[start of Records for the task]
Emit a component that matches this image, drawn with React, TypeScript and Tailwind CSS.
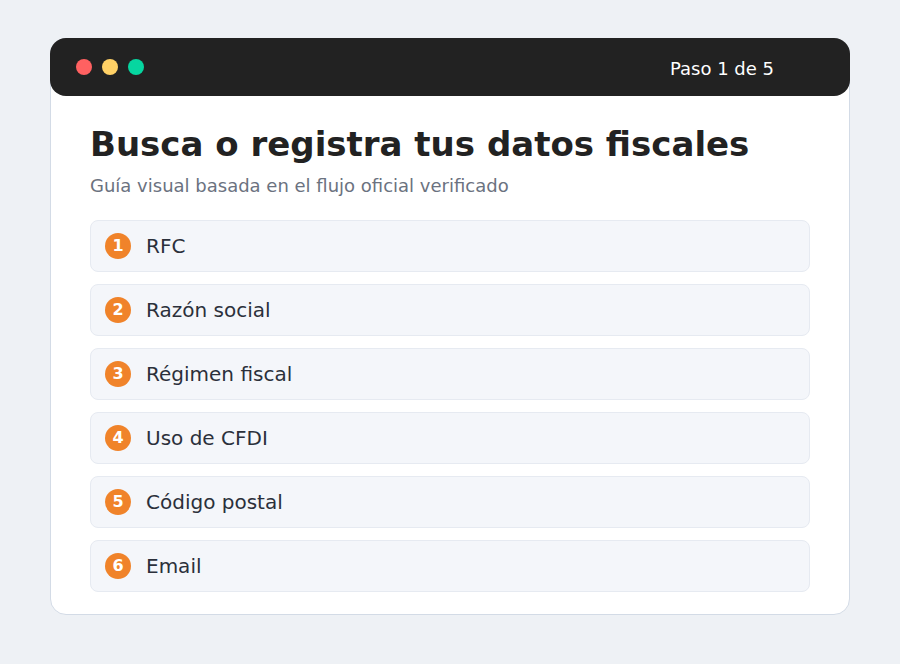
import React from 'react';

const fields = ['RFC', 'Razón social', 'Régimen fiscal', 'Uso de CFDI', 'Código postal', 'Email'];

export default function App() {
  return (
    <div
      className="min-h-[664px] w-full bg-[#eef1f5] px-[50px] pt-[38px]"
      style={{ fontFamily: '"DejaVu Sans", Verdana, sans-serif' }}
    >
      <div className="rounded-2xl border border-[#d3dbe6] bg-white">
        <div className="-mx-px -mt-px flex h-[58px] items-center rounded-2xl bg-[#222222] pl-[26px] pr-[76px]">
          <div className="flex gap-[10px]">
            <span className="h-4 w-4 rounded-full bg-[#ff6161]" />
            <span className="h-4 w-4 rounded-full bg-[#ffd166]" />
            <span className="h-4 w-4 rounded-full bg-[#06d6a0]" />
          </div>
          <span className="ml-auto pt-[3px] text-[18px] text-white">Paso 1 de 5</span>
        </div>
        <div className="px-[39px] pb-[22px] pt-[26px]">
          <h1 className="text-[34px] font-bold leading-[44px] text-[#222222]">
            Busca o registra tus datos fiscales
          </h1>
          <p className="mt-[8px] text-[18px] leading-6 text-[#6b7280]">
            Guía visual basada en el flujo oficial verificado
          </p>
          <div className="mt-[22px] flex flex-col gap-3">
            {fields.map((f, i) => (
              <div
                key={f}
                className="flex h-[52px] items-center gap-[15px] rounded-lg border border-[#e6eaf1] bg-[#f4f6fa] px-[14px]"
              >
                <span className="flex h-[26px] w-[26px] items-center justify-center rounded-full bg-[#f0832a] text-[16px] font-bold text-white">
                  {i + 1}
                </span>
                <span className="text-[20px] text-[#2b303b]">{f}</span>
              </div>
            ))}
          </div>
        </div>
      </div>
    </div>
  );
}
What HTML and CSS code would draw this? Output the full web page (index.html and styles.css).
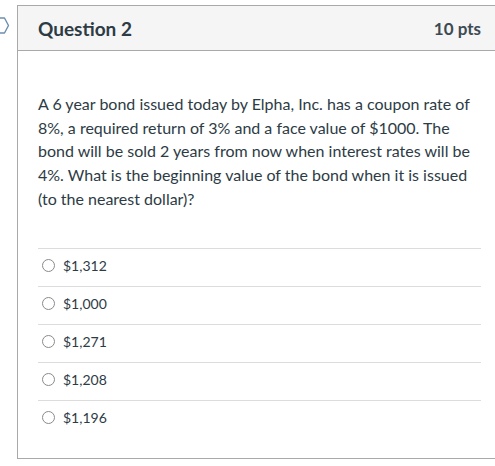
FILE: index.html
```html
<!DOCTYPE html>
<html lang="en">
<head>
<meta charset="utf-8">
<title>Question 2</title>
<link rel="stylesheet" href="styles.css">
</head>
<body>
<div class="page">
  <svg class="flag" width="10" height="18" viewBox="0 0 10 18" aria-hidden="true">
    <polyline points="0,1 4.5,1 8.5,8.5 4.5,16 0,16" fill="none" stroke="#6b8fae" stroke-width="1.4" stroke-linejoin="round"/>
  </svg>
  <div class="card">
    <div class="card-header">
      <span class="q-title">Question 2</span>
      <span class="q-points">10 pts</span>
    </div>
    <div class="card-body">
      <p class="q-text">A 6 year bond issued today by Elpha, Inc. has a coupon rate of 8%, a required return of 3% and a face value of $1000. The bond will be sold 2 years from now when interest rates will be 4%. What is the beginning value of the bond when it is issued (to the nearest dollar)?</p>
      <div class="answers">
        <label class="answer"><span class="radio"></span><span class="answer-text">$1,312</span></label>
        <label class="answer"><span class="radio"></span><span class="answer-text">$1,000</span></label>
        <label class="answer"><span class="radio"></span><span class="answer-text">$1,271</span></label>
        <label class="answer"><span class="radio"></span><span class="answer-text">$1,208</span></label>
        <label class="answer"><span class="radio"></span><span class="answer-text">$1,196</span></label>
      </div>
    </div>
  </div>
</div>
</body>
</html>
```
FILE: styles.css
```css
html, body {
  margin: 0;
  padding: 0;
  overflow: hidden;
  background: #ffffff;
}
body {
  font-family: Lato, "Noto Sans", sans-serif;
  color: #2d3b45;
}
.page {
  position: relative;
  padding-top: 5px;
  padding-left: 17px;
}
.flag {
  position: absolute;
  left: 0;
  top: 17px;
}
.card {
  width: 485px;
  box-sizing: border-box;
  border: 1px solid #a9a9a9;
  background: #fff;
}
.card-header {
  display: flex;
  justify-content: space-between;
  align-items: center;
  height: 44px;
  padding: 0 20px;
  background: #f5f5f5;
  border-bottom: 1px solid #a9a9a9;
}
.q-title {
  font-size: 19px;
  font-weight: 700;
}
.q-points {
  font-size: 17px;
  font-weight: 700;
  color: #3d4a53;
}
.card-body {
  padding: 41px 20px 20px;
}
.q-text {
  margin: 0;
  font-size: 16px;
  line-height: 23.7px;
}
.answers {
  margin-top: 37px;
}
.answer {
  display: flex;
  align-items: flex-start;
  height: 29px;
  padding-top: 8px;
  border-top: 1px solid #dcdcdc;
}
.radio {
  flex: none;
  width: 11px;
  height: 11px;
  border: 1px solid #8a8a8a;
  border-radius: 50%;
  margin: 2px 8px 0 4px;
  background: #fff;
}
.answer-text {
  font-size: 14px;
  line-height: 17px;
}
```
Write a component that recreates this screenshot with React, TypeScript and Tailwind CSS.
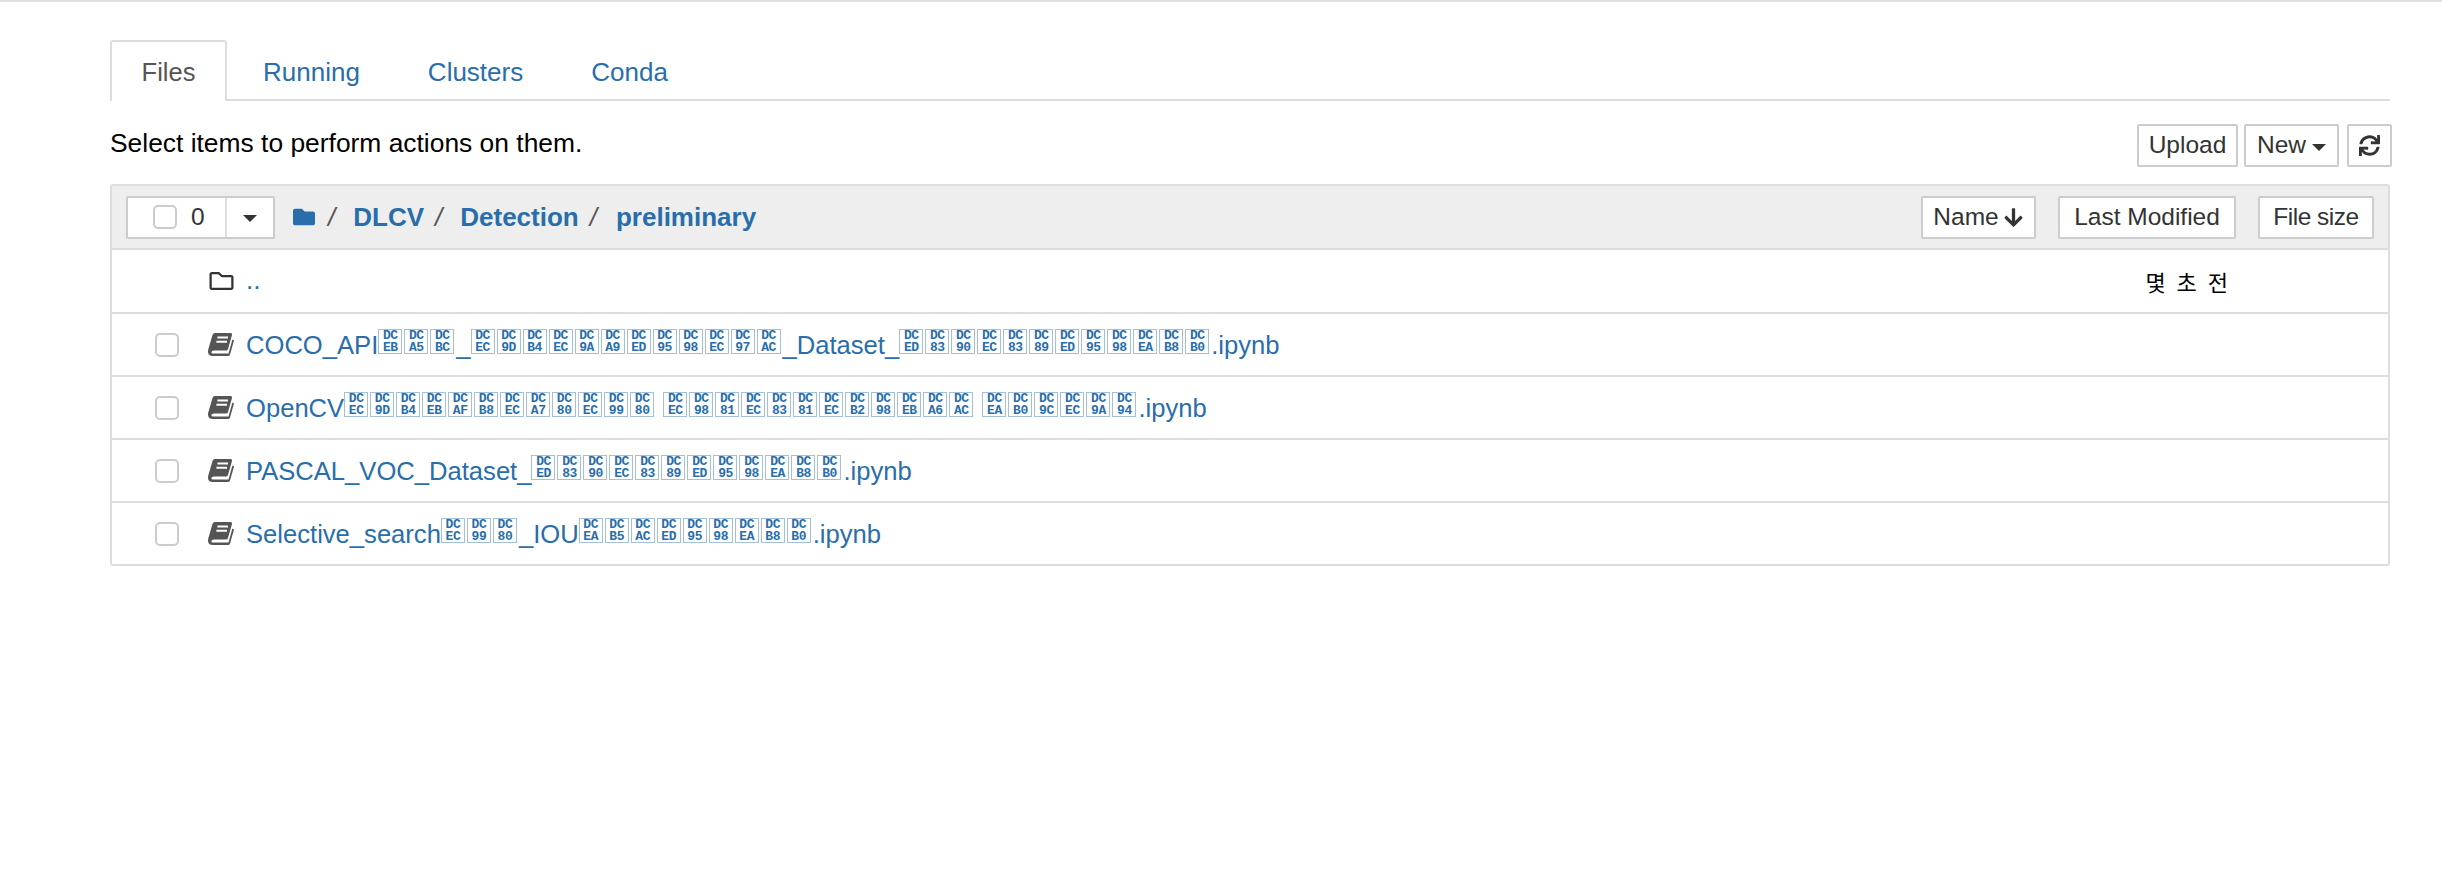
[end of Records for the task]
**Exercise prompt:**
In the copy, include no pictures; restate the listing above exactly.

**Task output:**
Emit a component that matches this image, drawn with React, TypeScript and Tailwind CSS.
import React from 'react';

const fields = ['RFC', 'Razón social', 'Régimen fiscal', 'Uso de CFDI', 'Código postal', 'Email'];

export default function App() {
  return (
    <div
      className="min-h-[664px] w-full bg-[#eef1f5] px-[50px] pt-[38px]"
      style={{ fontFamily: '"DejaVu Sans", Verdana, sans-serif' }}
    >
      <div className="rounded-2xl border border-[#d3dbe6] bg-white">
        <div className="-mx-px -mt-px flex h-[58px] items-center rounded-2xl bg-[#222222] pl-[26px] pr-[76px]">
          <div className="flex gap-[10px]">
            <span className="h-4 w-4 rounded-full bg-[#ff6161]" />
            <span className="h-4 w-4 rounded-full bg-[#ffd166]" />
            <span className="h-4 w-4 rounded-full bg-[#06d6a0]" />
          </div>
          <span className="ml-auto pt-[3px] text-[18px] text-white">Paso 1 de 5</span>
        </div>
        <div className="px-[39px] pb-[22px] pt-[26px]">
          <h1 className="text-[34px] font-bold leading-[44px] text-[#222222]">
            Busca o registra tus datos fiscales
          </h1>
          <p className="mt-[8px] text-[18px] leading-6 text-[#6b7280]">
            Guía visual basada en el flujo oficial verificado
          </p>
          <div className="mt-[22px] flex flex-col gap-3">
            {fields.map((f, i) => (
              <div
                key={f}
                className="flex h-[52px] items-center gap-[15px] rounded-lg border border-[#e6eaf1] bg-[#f4f6fa] px-[14px]"
              >
                <span className="flex h-[26px] w-[26px] items-center justify-center rounded-full bg-[#f0832a] text-[16px] font-bold text-white">
                  {i + 1}
                </span>
                <span className="text-[20px] text-[#2b303b]">{f}</span>
              </div>
            ))}
          </div>
        </div>
      </div>
    </div>
  );
}
What HTML and CSS code would draw this? Output the full web page (index.html and styles.css).
FILE: index.html
```html
<!DOCTYPE html>
<html lang="en">
<head>
<meta charset="utf-8">
<title>Question 2</title>
<link rel="stylesheet" href="styles.css">
</head>
<body>
<div class="page">
  <svg class="flag" width="10" height="18" viewBox="0 0 10 18" aria-hidden="true">
    <polyline points="0,1 4.5,1 8.5,8.5 4.5,16 0,16" fill="none" stroke="#6b8fae" stroke-width="1.4" stroke-linejoin="round"/>
  </svg>
  <div class="card">
    <div class="card-header">
      <span class="q-title">Question 2</span>
      <span class="q-points">10 pts</span>
    </div>
    <div class="card-body">
      <p class="q-text">A 6 year bond issued today by Elpha, Inc. has a coupon rate of 8%, a required return of 3% and a face value of $1000. The bond will be sold 2 years from now when interest rates will be 4%. What is the beginning value of the bond when it is issued (to the nearest dollar)?</p>
      <div class="answers">
        <label class="answer"><span class="radio"></span><span class="answer-text">$1,312</span></label>
        <label class="answer"><span class="radio"></span><span class="answer-text">$1,000</span></label>
        <label class="answer"><span class="radio"></span><span class="answer-text">$1,271</span></label>
        <label class="answer"><span class="radio"></span><span class="answer-text">$1,208</span></label>
        <label class="answer"><span class="radio"></span><span class="answer-text">$1,196</span></label>
      </div>
    </div>
  </div>
</div>
</body>
</html>
```
FILE: styles.css
```css
html, body {
  margin: 0;
  padding: 0;
  overflow: hidden;
  background: #ffffff;
}
body {
  font-family: Lato, "Noto Sans", sans-serif;
  color: #2d3b45;
}
.page {
  position: relative;
  padding-top: 5px;
  padding-left: 17px;
}
.flag {
  position: absolute;
  left: 0;
  top: 17px;
}
.card {
  width: 485px;
  box-sizing: border-box;
  border: 1px solid #a9a9a9;
  background: #fff;
}
.card-header {
  display: flex;
  justify-content: space-between;
  align-items: center;
  height: 44px;
  padding: 0 20px;
  background: #f5f5f5;
  border-bottom: 1px solid #a9a9a9;
}
.q-title {
  font-size: 19px;
  font-weight: 700;
}
.q-points {
  font-size: 17px;
  font-weight: 700;
  color: #3d4a53;
}
.card-body {
  padding: 41px 20px 20px;
}
.q-text {
  margin: 0;
  font-size: 16px;
  line-height: 23.7px;
}
.answers {
  margin-top: 37px;
}
.answer {
  display: flex;
  align-items: flex-start;
  height: 29px;
  padding-top: 8px;
  border-top: 1px solid #dcdcdc;
}
.radio {
  flex: none;
  width: 11px;
  height: 11px;
  border: 1px solid #8a8a8a;
  border-radius: 50%;
  margin: 2px 8px 0 4px;
  background: #fff;
}
.answer-text {
  font-size: 14px;
  line-height: 17px;
}
```
Write a component that recreates this screenshot with React, TypeScript and Tailwind CSS.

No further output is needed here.